The Shawl" by Cynthia Ozick takes place during World War II. The Holocaust supplies the historical context for the story. The Nazis have taken over much of Europe with most of the Jewish population in concentration or death camps.
The first part of the story takes place on a forced march to a concentration camp. As the story begins Rosa, the mother of a small baby, and her niece Stella walk along in the miserable cold. All of them were starving.
How they walked on the roads together; Rosa with Magda curled up between sore breasts, Magda wound up in the shawl. Sometimes Stella carried Magda. But she was jealous of Magda. A thin girl of fourteen, too small…Magda took Rosa’s nipple, and Rose never stopped waling, a walking cradle. There was not enough milk…
During the long walk to the camp, the reader is introduced to the “shawl.” This object enables the baby Magda to survive to the age of fifteen months. When her mother no longer had milk in her breasts, Magda would suckle the shawl to satisfy herself until her next meal. It seemed to be a magic shawl. It serves as a symbol of survival for the baby until it is taken from her by a jealous cousin.
When the trio arrived at the camp, surprisingly Magda thrives.

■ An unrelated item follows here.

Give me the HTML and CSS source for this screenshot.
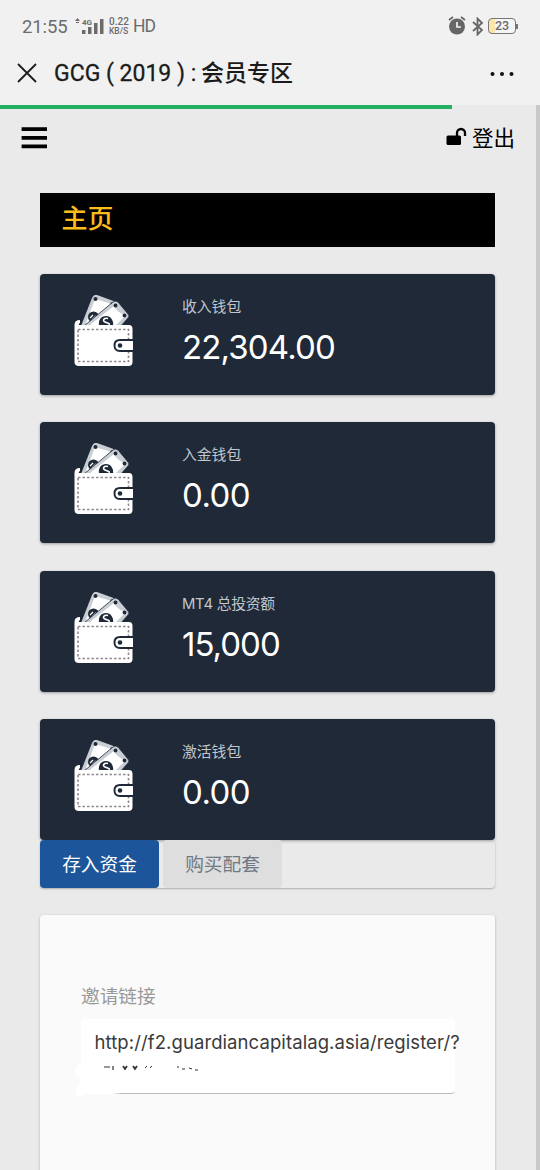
FILE: index.html
```
<!DOCTYPE html>
<html lang="zh-CN">
<head>
<meta charset="utf-8">
<title>GCG ( 2019 ) : 会员专区</title>
<link rel="stylesheet" href="styles.css">
</head>
<body>
<svg class="defs" aria-hidden="true">
  <symbol id="wallet" viewBox="0 0 60 72">
    <path d="M7 31 18 3q2-4 5-3l22 8-9 25H7z" fill="#c9ced5"/>
    <path d="M12 28 21 4l20 6-11 20z" fill="#fff"/>
    <circle cx="21.500" cy="4" r="2" fill="#1f2937"/>
    <circle cx="38" cy="9" r="1.800" fill="#1f2937"/>
    <circle cx="19.500" cy="22" r="5.500" fill="#1f2937"/>
    <path d="m16 23 3-3m-1 5 4-4" stroke="#fff" stroke-width="1.300"/>
    <path d="M10 31 39 7q2-2 5 0l10 12q2 2 0 4l-8 9H10z" fill="#c9ced5" stroke="#1f2937" stroke-width=".8"/>
    <path d="m17 29 23-18q1 4 11 10L41 31H17z" fill="#fff"/>
    <circle cx="41.500" cy="10.500" r="1.900" fill="#1f2937"/>
    <circle cx="50.500" cy="20.500" r="1.900" fill="#1f2937"/>
    <path d="M25 31c-1-6 2-10 7-10s8 5 7 10z" fill="#1f2937"/>
    <path d="M34 23.500c-4-1-6 2-3 3.500s5 1 4 3" fill="none" stroke="#fff" stroke-width="1.600"/>
    <path d="M.5 30q0-5 5.500-5v3q-2 1-1 2h50q3.500 0 3.500 4v33q0 4-4 4H5q-4.500 0-4.500-4z" fill="#fff"/>
    <rect x="4" y="34.500" width="50.500" height="32" fill="none" stroke="#8f8992" stroke-width="1.600" stroke-dasharray="2.500 2"/>
    <path d="M60 45H46q-5.500 0-5.500 5.500T46 56h14z" fill="#fff" stroke="#1f2937" stroke-width="1.900"/>
    <circle cx="46" cy="50.500" r="2.300" fill="#1f2937"/>
    <path d="M59.200 43h.8v15h-.8z" fill="#1f2937"/>
  </symbol>
</svg>
<header class="chrome">
  <div class="status">
    <span class="clock">21:55</span>
    <svg class="signal" width="31" height="18" viewBox="0 0 31 18" fill="#6c6c6c">
      <path d="m0 3 2.500-3L5 3zM1 4h3v1H1zM7 12h3.500v4H7zM13 9h3.500v7H13zM19 5h3.500v11H19zM25 1h3.500v15H25z"/>
      <text class="net" x="7" y="6.500" textLength="10" lengthAdjust="spacingAndGlyphs">4G</text>
    </svg>
    <span class="speed"><span class="rate">0.22</span><span class="unit">KB/S</span></span>
    <span class="hd">HD</span>
    <span class="grow"></span>
    <svg class="alarm" width="18" height="19" viewBox="0 0 18 19"><circle cx="9" cy="10.500" r="8" fill="#666"/><path d="m1 4 4-3m8 0 4 3" stroke="#666" stroke-width="1.800" fill="none"/><path d="M9 6v5h4" stroke="#f1f1f1" stroke-width="1.700" fill="none"/></svg>
    <svg class="bt" width="12" height="19" viewBox="0 0 12 19"><path d="m1 5 9 8-4.500 4.500v-16L10 6l-9 8" fill="none" stroke="#666" stroke-width="1.800"/></svg>
    <span class="battery">23</span>
    <span class="tip"></span>
  </div>
  <div class="titlebar">
    <svg class="close" width="20" height="20" viewBox="0 0 20 20"><path d="m1 1 18 18M19 1 1 19" stroke="#1c1c1c" stroke-width="1.800"/></svg>
    <h1 class="title"><span class="title-latin">GCG ( 2019 ) :</span><span class="title-cjk">会员专区</span></h1>
    <svg class="more" width="24" height="6" viewBox="0 0 24 6" fill="#111"><circle cx="2.500" cy="3" r="2"/><circle cx="12" cy="3" r="2"/><circle cx="21.500" cy="3" r="2"/></svg>
  </div>
</header>
<div class="web">
  <div class="progress"></div>
  <nav class="nav">
    <svg class="menu" width="26" height="22" viewBox="0 0 26 22"><path d="M2.500 2.200h22M2.500 10.800h22M2.500 19.400h22" stroke="#000" stroke-width="3.800" stroke-linecap="square"/></svg>
    <a class="logout">
      <svg class="lock" width="21" height="19" viewBox="0 0 21 19"><rect x=".5" y="8.500" width="14.500" height="9.500" rx="1.500"/><path d="M11 10V6a4 4 0 0 1 8 0v3" fill="none" stroke="#000" stroke-width="2.300"/></svg>
      <span>登出</span>
    </a>
  </nav>
  <main class="page">
    <h2 class="heading">主页</h2>
    <div class="cards">
      <section class="card"><svg class="wallet"><use href="#wallet"/></svg><div><p class="label">收入钱包</p><p class="amount">22,304.00</p></div></section>
      <section class="card"><svg class="wallet"><use href="#wallet"/></svg><div><p class="label">入金钱包</p><p class="amount zero">0.00</p></div></section>
      <section class="card"><svg class="wallet"><use href="#wallet"/></svg><div><p class="label mixed">MT4 总投资额</p><p class="amount thousands">15,000</p></div></section>
      <section class="card"><svg class="wallet"><use href="#wallet"/></svg><div><p class="label">激活钱包</p><p class="amount zero">0.00</p></div></section>
    </div>
    <div class="tabs"><button class="tab active">存入资金</button><button class="tab">购买配套</button></div>
    <section class="invite">
      <p class="invite-label">邀请链接</p>
      <div class="field">
        <span class="url">http://f2.guardiancapitalag.asia/register/?</span>
        <svg class="marks" width="102" height="8" viewBox="0 0 102 8" fill="none" stroke="#333"><path d="M3 3h6m3-1v4" stroke-width="1.200"/><path d="m22 2 2 3 2-3m6 0 2 3 2-3" stroke-width="1.800"/><path d="m44 4 2-2m3 2 2-2M76 3h2m3 2h3m4-1 3 1m3 1h3" stroke-width="1"/></svg>
        <svg class="smudge" width="58" height="42" viewBox="0 0 58 42" fill="#fff"><path d="M8 0C3 3 1 7 0 12q3 5 7 7l-4 7q-3 3-2 8 4 3 8-1h28q12-1 16-3V0z"/></svg>
      </div>
    </section>
  </main>
</div>
</body>
</html>
```
FILE: styles.css
```
* { box-sizing: border-box; }
body { margin: 0; width: 540px; height: 1170px; overflow: hidden; background: #eaeaea; font-family: Inter, "Noto Sans CJK SC", sans-serif; }
p, h1, h2 { margin: 0; font-weight: 400; }
svg { display: block; flex: none; }
.defs { position: absolute; width: 0; height: 0; }
.chrome { height: 105px; background: #f1f1f1; font-family: Roboto, "Noto Sans CJK SC", sans-serif; }
.status { display: flex; align-items: center; height: 52px; padding: 0 22px; color: #6c6c6c; }
.clock { width: 53px; padding-top: 1px; font-size: 18.5px; letter-spacing: -.1px; }
.signal { margin-top: 1px; }
.net { font: 700 8px Roboto, sans-serif; }
.speed { display: flex; flex-direction: column; width: 22px; margin-left: 3px; font-size: 10px; line-height: 10px; font-weight: 500; }
.unit { font-size: 8.5px; line-height: 9px; }
.hd { margin-left: 2px; font-size: 17.5px; letter-spacing: -1px; }
.grow { flex: 1; }
.alarm { margin-top: -1px; }
.bt { margin-left: 6px; }
.battery { width: 28px; height: 16px; margin-left: 4px; border: 1.5px solid #777; border-radius: 4px; background: linear-gradient(90deg, #fae5aa 23%, #f5f5f5 23%); font-size: 12.5px; font-weight: 500; line-height: 14px; text-align: center; }
.tip { width: 2px; height: 5px; background: #777; }
.titlebar { display: flex; align-items: center; height: 43px; padding: 0 26px 0 17px; }
.close { margin-top: -2px; }
.title { display: flex; margin: 1px 0 0 17px; font-size: 23px; line-height: 38px; color: #1b1b1b; white-space: pre; }
.title-latin { width: 147px; -webkit-text-stroke: .3px; }
.title-cjk { font-weight: 500; }
.more { margin-left: auto; }
.web { height: 1065px; border-right: 4px solid #c9c9c9; }
.progress { width: 452px; height: 4px; background: #20b165; }
.nav { display: flex; align-items: center; justify-content: space-between; height: 84px; padding: 0 21px 26px; }
.logout { display: flex; align-items: center; gap: 4.5px; font-size: 21.5px; line-height: 30px; }
.lock { margin-top: -3px; }
.page { padding: 0 41px 0 40px; }
.heading { height: 54px; padding-left: 21.5px; background: #000; color: #fbbd1c; font-size: 26px; line-height: 51px; font-weight: 500; }
.cards { display: flex; flex-direction: column; gap: 27.6px; margin-top: 26.6px; }
.card { display: flex; height: 121px; padding: 21px 0 0 34px; border-radius: 4px; background: #1f2937; box-shadow: 0 1px 3px #0005; }
.wallet { width: 60px; height: 72px; margin-right: 48px; }
.label { height: 24px; color: #c1c7ce; font-size: 14.8px; line-height: 24px; }
.mixed { letter-spacing: -.25px; }
.amount { margin-top: 8px; color: #fff; font-size: 33px; line-height: 40px; letter-spacing: -.85px; white-space: nowrap; }
.zero { letter-spacing: -.6px; }
.thousands { letter-spacing: -1px; }
.tabs { display: flex; gap: 4px; height: 47.5px; border-radius: 4px; box-shadow: 0 1px 2px #0004; }
.tab { width: 119px; padding: 0 0 4px; border: 0; border-radius: 4px; background: #dedede; color: #6e7985; font: 400 18.7px/43px "Noto Sans CJK SC", sans-serif; }
.active { background: #1c5599; color: #fff; }
.invite { height: 260px; margin-top: 27px; padding: 68px 40px 0 41px; border-radius: 4px; background: #fafafa; box-shadow: 0 1px 3px #0004; }
.invite-label { height: 36px; color: #999; font-size: 18.7px; line-height: 27px; }
.field { position: relative; height: 75px; padding: 9px 0 0 13.5px; border-bottom: 1px solid #bbb; border-radius: 4px; background: #fff; }
.url { position: relative; z-index: 1; display: block; color: #3a3a3a; font-size: 18.5px; line-height: 28px; letter-spacing: .09px; white-space: nowrap; }
.marks { position: absolute; left: 20px; top: 45px; z-index: 1; }
.smudge { position: absolute; left: -6px; top: 42px; }
```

The barracks of the camp were surrounded by an electrified fence which could be heard as the women and men stood around in the yard. The words used to describe the barracks included excrement; slow; stinking with a maroon waterfall that slunk down from the upper bunks; and the stench which infiltrated the air of the burning of human fat.
The barracks that the characters were assigned to was one of many that were exactly the same except for the different occupants. In the barracks, there was row after row of bunk style beds with straw covered thin mattresses. It was surprising that Rosa was able to hide Magda. When she slept, Magda slept on top of her. Magda learned never to make sounds.
Stella was cold and took Magda’s shawl from her. Magda began to hunt for her shawl. When her mother was not looking, the baby wandered out into the yard outside the barracks door. Suddenly, Magda found her voice and cried out… “Maaaaa---“
Rosa searched for the shawl and found it covering Stella. She took it from her and went to try to entice the baby back into the barracks. It was too late.
As Rosa looked out the door of the building, she saw:
On the other side of the fence [electric]…there were green meadows speckled with dandelions and deep-colored violets; beyond them, even farther, innocent tiger lilies, tall, lifting their orange bonnets.
What a contrast to the other side of the fence with its mud and lice filled buildings.
The baby had been picked up by a Nazi soldier who carried her over his shoulder like a sack of flour. Finally, as though he were throwing a rock, the soldier flung Magda into the fence. She splashed against the barrier, which created many excited sounds in the fence. Magda fell to the ground burned beyond recognition.
Rosa stuck Magda’s shawl in her mouth to keep from screaming. Then, she sucked Magda out of the shawl.
The story certainly speaks to the theme of man’s inhumanity to man. The child was murdered with no more thought than throwing a rock into the wind. No mother should watch her child being electrocuted to death.